In the USA alone, lightning strikes 40 million times each year. Its occurrence in the USA is greatest within a 100-kilometer-wide strip crossing the state of Florida, called «lightning alley». In this area, thunderstorms can be observed on 90 days every year.

Such maps are an important tool to determine the hit risk for a certain location. But for a final conclusion a lot more factors have to be considered,  and the calculation models consist of complicated formulas. Considerations are altitude, the height of the building, the surrounding profile, buildings in the neighborhood, the distance to water, earth material and even if a lightning protection system is installed, to name only a few of them. In many cases – especially in the areas of lower latitude, the more northern and southern regions of the world – the theoretically calculated hit risk might look negligible. But  the interference of nearby hits is very dangerous as well. This is exceptionally critical within a distance of 100 m.

The lightning hazard to electric and electronic equipment consists in the interferences of direct lightning current injections and high surge voltages induced by the electromagnetic field of nearby lightning channels or down conductors. The damage caused depends on the energy involved and on the sensitivity of the electronic systems. The electric surge pulse generated by lightning is called LEMP (Lightning Electromagnetic Pulse).
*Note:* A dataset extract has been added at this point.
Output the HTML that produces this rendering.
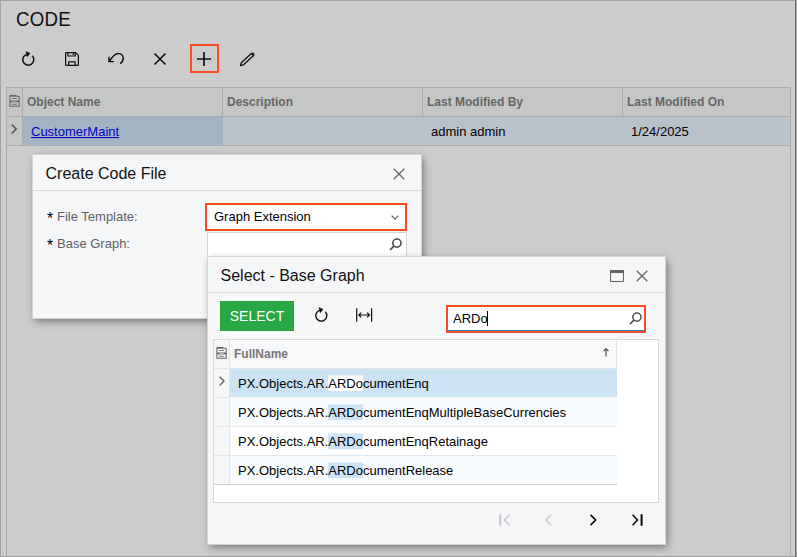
<!DOCTYPE html>
<html>
<head>
<meta charset="utf-8">
<title>Code</title>
<style>
html,body{margin:0;padding:0;}
body{width:797px;height:557px;overflow:hidden;background:#cccccc;font-family:"Liberation Sans",Arial,sans-serif;font-size:13px;color:#000;position:relative;}
.abs{position:absolute;}
.frame{position:absolute;left:0;top:0;width:797px;height:557px;box-sizing:border-box;border-left:1px solid #a2a2a2;border-top:1px solid #a2a2a2;border-bottom:1px solid #9c9c9c;pointer-events:none;z-index:50;}
.title{left:16px;top:9px;font-size:18.7px;letter-spacing:0.25px;line-height:22px;color:#111;transform:scaleY(1.05);transform-origin:0 17.2px;}
.tb svg{position:absolute;overflow:visible;}
.plusbox{left:190px;top:44px;width:29px;height:29px;box-sizing:border-box;border:2px solid #fb4b20;}
/* main grid */
.grid1{left:6px;top:87px;width:785px;height:480px;box-sizing:border-box;border:1px solid #a9abad;background:#cccccc;}
.g1head{left:7px;top:88px;width:783px;height:28px;background:#c5c7c6;}
.g1head div{position:absolute;top:0;height:28px;line-height:28px;font-weight:bold;font-size:12px;color:#666;box-sizing:border-box;border-left:1px solid #a9abad;padding-left:4px;white-space:nowrap;}
.g1row{left:7px;top:117px;width:783px;height:28px;background:#b9c1ca;}
.g1row div{position:absolute;top:0;height:28px;line-height:28px;font-size:13px;white-space:nowrap;}
a.lnk{color:#0000c6;text-decoration:underline;}
/* dialogs */
.dlg{background:#f5f6f7;box-shadow:0 0 0 1px #d2d4d7, 2px 3px 8px 0 rgba(0,0,0,.45);}
.dlg1{left:33px;top:155px;width:388px;height:163px;}
.dlg2{left:208px;top:257px;width:457px;height:287px;}
.dhead{position:absolute;left:0;top:0;right:0;border-bottom:1px solid #d6d8da;font-size:16px;color:#111;}
.lbl{font-size:13px;color:#5c6066;white-space:nowrap;transform:scaleY(1.05);transform-origin:0 12.3px;}
.ast{display:inline-block;width:10px;color:#000;font-size:15.5px;font-weight:normal;position:relative;top:3px;left:0;line-height:10px;}
.inp{box-sizing:border-box;background:#fff;border:1px solid #d3d6d9;}
.btn{left:220px;top:301px;width:74px;height:30px;background:#27a844;color:#fff;font-size:14px;line-height:30px;text-align:center;}
.g2{left:213px;top:339px;width:446px;height:164px;box-sizing:border-box;border:1px solid #d5d7da;background:#fff;}
.g2 .row{position:absolute;left:16px;width:387px;height:28px;line-height:28px;font-size:13px;white-space:nowrap;box-sizing:content-box;border-bottom:1px solid #e1e9ef;}
.g2 .row span.t{position:absolute;left:8px;top:1px;transform:scaleY(1.05);transform-origin:0 18.3px;}
.hl{background:#cce3f4;}
.hlw{background:#fff;}
</style>
</head>
<body>
<!-- page title -->
<div class="abs title">CODE</div>

<!-- toolbar -->
<div class="abs tb" style="left:0;top:0;">
  <!-- refresh -->
  <svg style="left:20px;top:51px" width="16" height="16" viewBox="0 0 16 16" fill="none" stroke="#111" stroke-width="1.5"><path d="M12.3 4.85 A5.5 5.5 0 1 1 7.6 3.15"/><path d="M5.9 0.6 L10 2.3 L7.3 5.7 Z" fill="#111" stroke-width="0.5"/></svg>
  <!-- save -->
  <svg style="left:64px;top:51px" width="16" height="16" viewBox="0 0 16 16" fill="none" stroke="#111" stroke-width="1.2" stroke-linejoin="round"><path d="M1.6 2.2 Q1.6 1.6 2.2 1.6 H11.6 L14.4 4.4 V13.7 Q14.4 14.3 13.8 14.3 H2.2 Q1.6 14.3 1.6 13.7 Z"/><path d="M3.9 1.6 V5 H11.2 V1.6"/><path d="M4.6 14.3 V10.9 H11.2 V14.3"/><rect x="8.7" y="2.3" width="1.5" height="1.5" fill="#111" stroke="none"/></svg>
  <!-- undo -->
  <svg style="left:108px;top:51px" width="16" height="16" viewBox="0 0 16 16" fill="none" stroke="#111" stroke-width="1.5"><path d="M1.2 10.4 C3.5 7 6.5 2.6 10.3 2.6 C13.5 2.6 15.2 5 15.2 7.5 C15.2 9.5 14 11.3 12.2 12.6"/><path d="M1 5.7 V10.6 H5.9" stroke-width="1.4"/><path d="M1 8 V10.6 H3.6 Z" fill="#111" stroke="none"/></svg>
  <!-- close -->
  <svg style="left:152px;top:51px" width="16" height="16" viewBox="0 0 16 16" fill="none" stroke="#111" stroke-width="1.6"><path d="M2.5 2.5 L13.5 13.5 M13.5 2.5 L2.5 13.5"/></svg>
  <!-- plus -->
  <svg style="left:196px;top:51px" width="16" height="16" viewBox="0 0 16 16" fill="none" stroke="#111" stroke-width="1.7"><path d="M8 1 V15 M1 8 H15"/></svg>
  <!-- pencil -->
  <svg style="left:239px;top:51px" width="16" height="16" viewBox="0 0 16 16" fill="none" stroke="#111" stroke-width="1.3"><path d="M1.6 14.5 L2.3 11.7 L12.3 2.5 Q13.8 1.7 14.6 2.8 Q15.3 3.8 14.3 4.7 L4.3 13.9 Z" stroke-linejoin="round"/><path d="M11.9 2.9 L12.3 2.5 Q13.8 1.7 14.6 2.8 Q15.3 3.8 14.3 4.7 L13.9 5.1 Z" fill="#111" stroke="none"/></svg>
</div>
<div class="abs plusbox"></div>

<!-- main grid -->
<div class="abs grid1"></div>
<div class="abs g1head">
  <div style="left:15px;width:200px;">Object Name</div>
  <div style="left:215px;width:200px;">Description</div>
  <div style="left:415px;width:200px;">Last Modified By</div>
  <div style="left:615px;width:168px;">Last Modified On</div>
</div>
<svg class="abs" style="left:9px;top:94px" width="12" height="14" viewBox="0 0 12 14" fill="none" stroke="#666" stroke-width="1.3"><path d="M0.9 1.9 H7.5 L10.2 2.7 V12.2 H0.9 Z" stroke-width="1.05"/><path d="M0.9 1.7 H7.3" stroke-width="1.5"/><path d="M0.9 7.45 H10.2" stroke-width="1.9"/><path d="M3.4 7.45 H7.6" stroke="#c5c7c6" stroke-width="0.6"/><path d="M3.2 4.5 H7.8 M3.2 10.3 H7.8" stroke-width="0.9"/></svg>
<div class="abs" style="left:7px;top:116px;width:783px;height:1px;background:#a9abad;"></div>
<div class="abs g1row">
  <div style="left:16px;width:200px;background:#a4b4c5;"><span style="position:absolute;left:8px;top:1px;transform:scaleY(1.05);transform-origin:0 18.3px;"><a class="lnk">CustomerMaint</a></span></div>
  <div style="left:424px;top:1px;transform:scaleY(1.05);transform-origin:0 18.3px;">admin admin</div>
  <div style="left:624px;top:1px;transform:scaleY(1.05);transform-origin:0 18.3px;">1/24/2025</div>
</div>
<div class="abs" style="left:7px;top:117px;width:16px;height:28px;background:#c5c7c6;border-right:1px solid #a9abad;box-sizing:border-box;"></div>
<svg class="abs" style="left:10px;top:123px" width="8" height="12" viewBox="0 0 8 12" fill="none" stroke="#4a4a4a" stroke-width="1.4"><path d="M1.7 1.6 L6.2 6.1 L1.7 10.6"/></svg>
<div class="abs" style="left:7px;top:145px;width:783px;height:1px;background:#a9abad;"></div>

<!-- dialog 1 -->
<div class="abs dlg dlg1">
  <div class="dhead" style="height:35px;"><span style="position:absolute;left:12.5px;top:9px;line-height:20px;">Create Code File</span></div>
  <svg class="abs" style="left:360px;top:13px" width="12" height="12" viewBox="0 0 12 12" fill="none" stroke="#666" stroke-width="1.3"><path d="M0.7 0.7 L11.3 11.3 M11.3 0.7 L0.7 11.3"/></svg>
  <div class="abs lbl" style="left:14px;top:54px;line-height:16px;"><span class="ast">*</span>File Template:</div>
  <div class="abs lbl" style="left:14px;top:81px;line-height:16px;"><span class="ast">*</span>Base Graph:</div>
  <div class="abs" style="left:172px;top:48px;width:202px;height:28px;box-sizing:border-box;border:2px solid #fb4b20;background:#fff;"><span style="position:absolute;left:7px;top:4px;line-height:16px;transform:scaleY(1.05);transform-origin:0 12.3px;">Graph Extension</span>
    <svg class="abs" style="left:183.5px;top:10px" width="8" height="5" viewBox="0 0 8 5" fill="none" stroke="#5e5e5e" stroke-width="1.2"><path d="M0.6 0.7 L4 4.1 L7.4 0.7"/></svg>
  </div>
  <div class="abs inp" style="left:174px;top:77px;width:200px;height:26px;">
    <svg class="abs" style="left:181.2px;top:4.7px" width="13" height="13" viewBox="0 0 13 13" fill="none" stroke="#4a4a4a" stroke-width="1.6"><circle cx="7.9" cy="5.1" r="4.1"/><path d="M4.9 8.1 L1 12"/></svg>
  </div>
</div>

<!-- dialog 2 -->
<div class="abs dlg dlg2">
  <div class="dhead" style="height:35px;"><span style="position:absolute;left:12.5px;top:8.5px;line-height:20px;">Select - Base Graph</span></div>
</div>
<!-- maximize + close -->
<svg class="abs" style="left:610px;top:270px" width="14" height="12" viewBox="0 0 14 12" fill="none" stroke="#636363"><path d="M0.5 0.5 H13.5 V11.5 H0.5 Z" stroke-width="1"/><path d="M0 1.5 H14" stroke-width="3"/></svg>
<svg class="abs" style="left:636px;top:270px" width="12" height="12" viewBox="0 0 12 12" fill="none" stroke="#636363" stroke-width="1.3"><path d="M0.7 0.7 L11.3 11.3 M11.3 0.7 L0.7 11.3"/></svg>

<div class="abs btn">SELECT</div>
<svg class="abs" style="left:312.5px;top:307px" width="16" height="16" viewBox="0 0 16 16" fill="none" stroke="#111" stroke-width="1.4"><path d="M12.3 4.85 A5.5 5.5 0 1 1 7.6 3.15"/><path d="M5.9 0.6 L10 2.3 L7.3 5.7 Z" fill="#111" stroke-width="0.5"/></svg>
<svg class="abs" style="left:356px;top:308px" width="17" height="14" viewBox="0 0 17 14" fill="none" stroke="#111" stroke-width="1.2"><path d="M0.7 0.3 V13.7 M15.6 0.3 V13.7 M2.8 7 H13.5 M5.2 4.6 L2.8 7 L5.2 9.4 M11.1 4.6 L13.5 7 L11.1 9.4"/></svg>

<!-- search box -->
<div class="abs" style="left:446px;top:305px;width:200px;height:28px;box-sizing:border-box;border:2px solid #fb4b20;background:#fff;">
  <div class="abs" style="left:0;right:0;bottom:0;height:1px;background:#1f84d4;"></div>
  <span style="position:absolute;left:5px;top:4px;line-height:16px;transform:scaleY(1.05);transform-origin:0 12.3px;">ARDo</span>
  <div class="abs" style="left:39px;top:4px;width:1px;height:15px;background:#000;"></div>
  <svg class="abs" style="left:181px;top:5px" width="13" height="13" viewBox="0 0 13 13" fill="none" stroke="#4f4f4f" stroke-width="1.5"><circle cx="7.9" cy="5.1" r="4.1"/><path d="M4.9 8.1 L0.9 12.1"/></svg>
</div>

<!-- grid 2 -->
<div class="abs g2">
  <div class="abs" style="left:0;top:0;width:402px;height:28px;background:#f7f8fa;border-bottom:1px solid #e3e5e7;border-right:1px solid #e3e5e7;"></div>
  <div class="abs" style="left:0;top:0;width:15px;height:144px;background:#f5f6f8;border-right:1px solid #e2e4e7;"></div>
  <div class="abs" style="left:0;top:28px;width:15px;height:1px;background:#e2e4e7;"></div>
  <div class="abs" style="left:0;top:57px;width:15px;height:1px;background:#e2e4e7;"></div>
  <div class="abs" style="left:0;top:86px;width:15px;height:1px;background:#e2e4e7;"></div>
  <div class="abs" style="left:0;top:115px;width:15px;height:1px;background:#e2e4e7;"></div>
  <div class="abs" style="left:0;top:144px;width:403px;height:1px;background:#c9cbcd;"></div>
  <svg class="abs" style="left:2px;top:6px" width="12" height="14" viewBox="0 0 12 14" fill="none" stroke="#636363" stroke-width="1.3"><path d="M0.9 1.9 H7.5 L10.2 2.7 V12.2 H0.9 Z" stroke-width="1.05"/><path d="M0.9 1.7 H7.3" stroke-width="1.5"/><path d="M0.9 7.45 H10.2" stroke-width="1.9"/><path d="M3.4 7.45 H7.6" stroke="#f7f8fa" stroke-width="0.6"/><path d="M3.2 4.5 H7.8 M3.2 10.3 H7.8" stroke-width="0.9"/></svg>
  <div class="abs" style="left:20px;top:0;line-height:28px;font-size:12px;font-weight:bold;color:#777;">FullName</div>
  <svg class="abs" style="left:388px;top:8px" width="8" height="9" viewBox="0 0 8 9" fill="none" stroke="#555" stroke-width="1.2"><path d="M4 0.8 V8.5 M1.6 3 L4 0.7 L6.4 3"/></svg>
  <svg class="abs" style="left:4px;top:35px" width="8" height="12" viewBox="0 0 8 12" fill="none" stroke="#666" stroke-width="1.4"><path d="M1.6 1.7 L6 6.1 L1.6 10.5"/></svg>
  <div class="row" style="top:29px;background:#cce3f4;border-bottom-color:#eaf2f8;"><span class="t">PX.Objects.AR.<span class="hlw">ARDo</span>cumentEnq</span></div>
  <div class="row" style="top:58px;background:#f8fbfd;"><span class="t">PX.Objects.AR.<span class="hl">ARDo</span>cumentEnqMultipleBaseCurrencies</span></div>
  <div class="row" style="top:87px;background:#fff;"><span class="t">PX.Objects.AR.<span class="hl">ARDo</span>cumentEnqRetainage</span></div>
  <div class="row" style="top:116px;background:#f8fbfd;border-bottom:none;"><span class="t">PX.Objects.AR.<span class="hl">ARDo</span>cumentRelease</span></div>
</div>

<!-- pager -->
<svg class="abs" style="left:498px;top:513px" width="14" height="14" viewBox="0 0 14 14" fill="none" stroke="#c3c6ca" stroke-width="1.5"><path d="M2.2 1.3 V12.7" stroke-width="2"/><path d="M11.4 1.8 L6.4 7 L11.4 12.2"/></svg>
<svg class="abs" style="left:542px;top:513px" width="14" height="14" viewBox="0 0 14 14" fill="none" stroke="#c3c6ca" stroke-width="1.5"><path d="M9.2 1.8 L4 7 L9.2 12.2"/></svg>
<svg class="abs" style="left:586px;top:513px" width="14" height="14" viewBox="0 0 14 14" fill="none" stroke="#111" stroke-width="1.75"><path d="M4.6 1.8 L9.6 7 L4.6 12.2"/></svg>
<svg class="abs" style="left:630px;top:513px" width="14" height="14" viewBox="0 0 14 14" fill="none" stroke="#111" stroke-width="1.65"><path d="M2.6 1.8 L7.5 7 L2.6 12.2"/><path d="M11.6 1.2 V12.8" stroke-width="2.1"/></svg>

<div class="frame"></div>
<div class="abs" style="left:794px;top:0;width:1px;height:556px;background:#cfcfcf;z-index:51;"></div><div class="abs" style="left:795px;top:0;width:1px;height:557px;background:#686b6d;z-index:51;"></div><div class="abs" style="left:796px;top:0;width:1px;height:557px;background:#a6a6a6;z-index:51;"></div>
</body>
</html>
Lightning research has produced a large number of suitable protective measures that are reflected in international and national safety standards. These instructions and recommendations for the installation of lightning protection systems, together with the application of HUBER+SUHNER lightning protectors, provide a high degree of safety for electronic equipment.

The installation of a lightning protector costs only a fraction of today's transceiver equipment. In the case of damage by EM interference in general - natural, but also man-made - the repair of the equipment as well as the loss of revenue and good reputation due to downtime have to be considered. All in all, there is not left much choice to an operator of mobile communications or other wireless services than to establish the best protection available.